J'ai donc écouté avec dévotion toute la conférence de Monsieur Tsiang mise en ligne par l'Institut Schiller et intitulée « un regard en coin sur la Chine » (à écouter ici : https://www.facebook.com/InstitutSchiller/videos/521280883190881 ). La présentation de son livre « Descartes au pays du Qigong » (sorti en 2022 chez Interéditions) fut suivie de quasi deux heures de questions-réponses. Les participants y sont chacun allé de leur petite anecdote, qui sur son voyage dans les campagnes chinoises, qui sur ses élèves de Qigong, qui sur l'attitude de la diaspora chinoise en France, qui sur son expérience traumatisante avec un maître chinois, etc. Les Parisiens ont tellement de choses à raconter !... Tandis que Monsieur Tsiang se transformait en un auditeur attentif et poli de ces orateurs improvisés qui se disputaient la parole, une attitude de « WuWei » (principe taoïste de non-intervention dans le cours des choses) qui me le rendit d'autant plus sympathique.

Parmi les remarques, ou parfois même les questions des participants, Monsieur Tsiang eut à répondre aux clichés les plus éculés que les Occidentaux ont sur la Chine : la question des crédits sociaux, des caméras de reconnaissance faciale, celle des droits de l'homme, de la liberté d'expression, du statut de Taiwan, de la répression des Ouïgours et, évidemment, la question tibétaine.

Ce à quoi il dit avoir parcouru 4.000 km sur les routes du Tibet et des régions tibétaines, un voyage durant lequel il a eu l'occasion de rencontrer et d'échanger avec des gens locaux.
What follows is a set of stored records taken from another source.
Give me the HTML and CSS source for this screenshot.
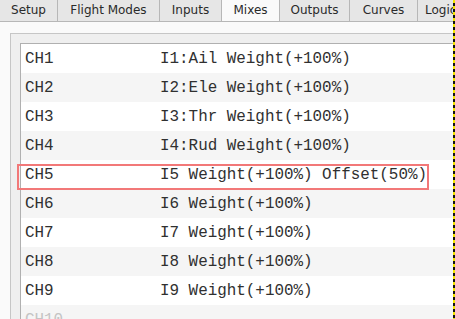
FILE: index.html
```html
<!DOCTYPE html>
<html>
<head>
    <meta name='viewport' content='width=device-width, initial-scale=1'>
    <link rel="stylesheet" href="styles.css">
</head>
<body>
<div class="tabs">
    <div class="tab setup">Setup</div>
    <div class="tab modes">Flight Modes</div>
    <div class="tab inputs">Inputs</div>
    <div class="tab mixes active">Mixes</div>
    <div class="tab outputs">Outputs</div>
    <div class="tab curves">Curves</div>
    <div class="tab last">Logical Switches</div>
</div>

<div class="content">
    <div class="group">
        <div class="list">
            <div class="row"><span class="ch">CH1</span><span>I1:Ail Weight(+100%)</span></div>
            <div class="row"><span class="ch">CH2</span><span>I2:Ele Weight(+100%)</span></div>
            <div class="row"><span class="ch">CH3</span><span>I3:Thr Weight(+100%)</span></div>
            <div class="row"><span class="ch">CH4</span><span>I4:Rud Weight(+100%)</span></div>
            <div class="row"><span class="ch">CH5</span><span>I5 Weight(+100%) Offset(50%)</span></div>
            <div class="row"><span class="ch">CH6</span><span>I6 Weight(+100%)</span></div>
            <div class="row"><span class="ch">CH7</span><span>I7 Weight(+100%)</span></div>
            <div class="row"><span class="ch">CH8</span><span>I8 Weight(+100%)</span></div>
            <div class="row"><span class="ch">CH9</span><span>I9 Weight(+100%)</span></div>
            <div class="row empty"><span class="ch">CH10</span><span></span></div>
        </div>
    </div>
</div>

<div class="highlight"></div>
<div class="edge"></div>
</body>
</html>
```

FILE: styles.css
```css
body {
    margin: 0;
    background: #fafafa;
    overflow: hidden;
    height: 319px;
}

.tabs {
    display: flex;
    height: 21px;
    border-bottom: 1px solid #b7b7b7;
    font-family: 'DejaVu Sans', sans-serif;
    font-size: 12px;
    color: #2a2a2a;
    white-space: nowrap;
    overflow: hidden;
}

.tab {
    flex: none;
    box-sizing: border-box;
    text-align: center;
    line-height: 21px;
    background: #e6e6e6;
    border-right: 1px solid #b7b7b7;
}

.setup   { width: 58px; }
.modes   { width: 102px; }
.inputs  { width: 62px; }
.mixes   { width: 58px; }
.outputs { width: 70px; }
.curves  { width: 68px; }

.tab.last {
    width: 120px;
    padding-left: 7px;
    text-align: left;
}

.tab.active {
    background: #fafafa;
    height: 22px;
}

.content {
    padding: 11px 0 0 10px;
}

.group {
    width: 1000px;
    height: 400px;
    padding: 9px 0 0 9px;
    background: #efefef;
    border: 1px solid #c6c6c6;
}

.list {
    background: #fff;
    border: 1px solid #b0b0b0;
    font-family: 'Liberation Mono', monospace;
    font-size: 15.9px;
    color: #303030;
}

.row {
    display: flex;
    align-items: center;
    height: 29px;
    padding-left: 4px;
    white-space: pre;
}

.row:nth-child(even) {
    background: #f5f5f5;
}

.row.empty {
    color: #c4c4c4;
}

.ch {
    width: 135px;
    flex: none;
}

.highlight {
    position: absolute;
    left: 17px;
    top: 164px;
    width: 408px;
    height: 22px;
    border: 2px solid #f27878;
}

.edge {
    position: absolute;
    left: 453px;
    top: 0;
    width: 2px;
    height: 319px;
    background: repeating-linear-gradient(to bottom, #f5e600 0 3px, #111 3px 6px);
}
```
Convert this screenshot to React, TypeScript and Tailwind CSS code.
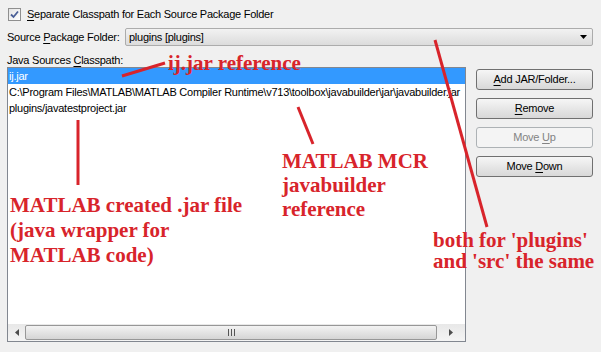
import React from 'react';

const ui = { fontFamily: '"Liberation Sans", Arial, sans-serif' };
const note = { fontFamily: '"Liberation Serif", "Times New Roman", serif' };

const Mn = ({ children }: { children: React.ReactNode }) => <span className="underline underline-offset-2">{children}</span>;

const Btn = ({ children, disabled }: { children: React.ReactNode; disabled?: boolean }) => (
  <div
    className={
      disabled
        ? 'flex h-[21px] items-center justify-center rounded-[3px] border border-[#adb2b5] bg-[#f4f4f4] text-[#838383]'
        : 'flex h-[21px] items-center justify-center rounded-[3px] border border-[#707070] bg-gradient-to-b from-[#f6f6f6] to-[#d8d8d8] text-black'
    }
  >
    {children}
  </div>
);

export default function App() {
  return (
    <div className="relative h-[352px] w-[601px] overflow-hidden whitespace-nowrap bg-[#f0f0f0] pl-[7px] pr-[8px] pt-[6px] text-[11px] tracking-[-0.25px] text-black" style={ui}>
      {/* checkbox */}
      <div className="flex h-[16px] items-center gap-[6px] pl-[1px]">
        <div className="flex h-[13px] w-[13px] items-center justify-center border border-[#8f8f8f] bg-gradient-to-br from-[#e4e4e4] to-white">
          <svg width="9" height="9" viewBox="0 0 9 9">
            <path d="M1 4.5 L3.5 7 L8 1.5" fill="none" stroke="#4a5f97" strokeWidth="1.8" />
          </svg>
        </div>
        <span>
          <Mn>S</Mn>eparate Classpath for Each Source Package Folder
        </span>
      </div>

      {/* source package folder */}
      <div className="mt-[6px] flex h-[18px] items-center">
        <span className="w-[118px]">
          Source <Mn>P</Mn>ackage Folder:
        </span>
        <div className="flex h-[18px] flex-1 items-center justify-between rounded-[2px] border border-[#acacac] bg-gradient-to-b from-[#f2f2f2] to-[#dcdcdc] pl-[3px] pr-[5px]">
          <span>plugins [plugins]</span>
          <svg width="7" height="4" viewBox="0 0 7 4">
            <path d="M0 0 H7 L3.5 4 Z" fill="#000" />
          </svg>
        </div>
      </div>

      <div className="mt-[7px] flex h-[14px] items-center">
        <span>
          Java Sources <Mn>C</Mn>lasspath:
        </span>
      </div>

      <div className="flex gap-[10px]">
        {/* list */}
        <div className="flex h-[275px] w-[459px] flex-col border border-[#828790] bg-white">
          <div className="flex-1 overflow-hidden">
            <div className="flex h-[16px] items-center bg-[#3399ff] pl-[1px] text-white">ij.jar</div>
            <div className="flex h-[16px] items-center pl-[1px]">
              C:\Program Files\MATLAB\MATLAB Compiler Runtime\v713\toolbox\javabuilder\jar\javabuilder.jar
            </div>
            <div className="flex h-[16px] items-center pl-[1px]">plugins/javatestproject.jar</div>
          </div>
          {/* horizontal scrollbar */}
          <div className="flex h-[17px] items-center bg-gradient-to-b from-[#e8e8e8] to-[#f4f4f4]">
            <div className="flex w-[17px] items-center justify-center">
              <svg width="4" height="7" viewBox="0 0 4 7">
                <path d="M4 0 V7 L0 3.5 Z" fill="#4d4d4d" />
              </svg>
            </div>
            <div className="flex h-[15px] w-[412px] items-center justify-center rounded-[2px] border border-[#979797] bg-gradient-to-b from-[#f3f3f3] to-[#d5d5d5]">
              <svg width="7" height="7" viewBox="0 0 7 7">
                <path d="M0.5 0 V7 M3.5 0 V7 M6.5 0 V7" stroke="#555" strokeWidth="1" />
              </svg>
            </div>
            <div className="flex flex-1 items-center justify-center">
              <svg width="4" height="7" viewBox="0 0 4 7">
                <path d="M0 0 V7 L4 3.5 Z" fill="#4d4d4d" />
              </svg>
            </div>
          </div>
        </div>

        {/* buttons */}
        <div className="flex w-[117px] flex-col gap-[8px] pt-[2px]">
          <Btn>
            <span>
              <Mn>A</Mn>dd JAR/Folder...
            </span>
          </Btn>
          <Btn>
            <span>
              <Mn>R</Mn>emove
            </span>
          </Btn>
          <Btn disabled>
            <span>
              Move <Mn>U</Mn>p
            </span>
          </Btn>
          <Btn>
            <span>
              Move <Mn>D</Mn>own
            </span>
          </Btn>
        </div>
      </div>

      {/* annotations */}
      <svg className="pointer-events-none absolute inset-0" width="601" height="352">
        <g stroke="#d8242b" strokeWidth="3" strokeLinecap="butt">
          <line x1="122" y1="76" x2="165" y2="63" />
          <line x1="78" y1="120" x2="78" y2="185" />
          <line x1="298" y1="107" x2="313" y2="144" />
          <line x1="435" y1="40" x2="487" y2="227" />
        </g>
      </svg>
      <div className="pointer-events-none absolute left-[168px] top-[51px] text-[21px] font-bold leading-[25px] tracking-normal text-[#d8242b]" style={note}>
        ij.jar reference
      </div>
      <div className="pointer-events-none absolute left-[10px] top-[193px] text-[21px] font-bold leading-[25px] tracking-normal text-[#d8242b]" style={note}>
        MATLAB created .jar file
        <br />
        (java wrapper for
        <br />
        MATLAB code)
      </div>
      <div className="pointer-events-none absolute left-[282px] top-[149px] text-[21px] font-bold leading-[24px] tracking-normal text-[#d8242b]" style={note}>
        MATLAB MCR
        <br />
        javabuilder
        <br />
        reference
      </div>
      <div className="pointer-events-none absolute left-[433px] top-[230px] text-[21px] font-bold leading-[21px] tracking-normal text-[#d8242b]" style={note}>
        both for 'plugins'
        <br />
        and 'src' the same
      </div>
    </div>
  );
}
La majorité de ceux-ci, disait-il, ne se plaignait pas de la présence chinoise, au contraire, ils se rendaient compte que sans l'aide gouvernementale, le Tibet ne serait jamais arrivé à un tel stade de développement actuellement. De plus, ils s’exprimaient entre eux en langue tibétaine, toutes les pancartes, affiches, signalisation étaient bilingues (chinois-tibétain), les enfants apprenaient le tibétain à l'école et le chinois comme deuxième langue, les monastères étaient peuplé de moines bouddhistes qui pratiquaient leur culte librement, les villes étaient entourées de serres à légumes et à fruits où travaillaient des nomades reconvertis en agriculteurs. Monsieur Tsiang concluait que si le Tibet avait eu à répondre aux exigences du dalaï-lama, « le Tibet serait retourné à un régime théocratique »... « Comme dans les pays islamistes? » a demandé une voix inquiète dans la salle. « Exactement », a-t-il répondu avec son sourire franc.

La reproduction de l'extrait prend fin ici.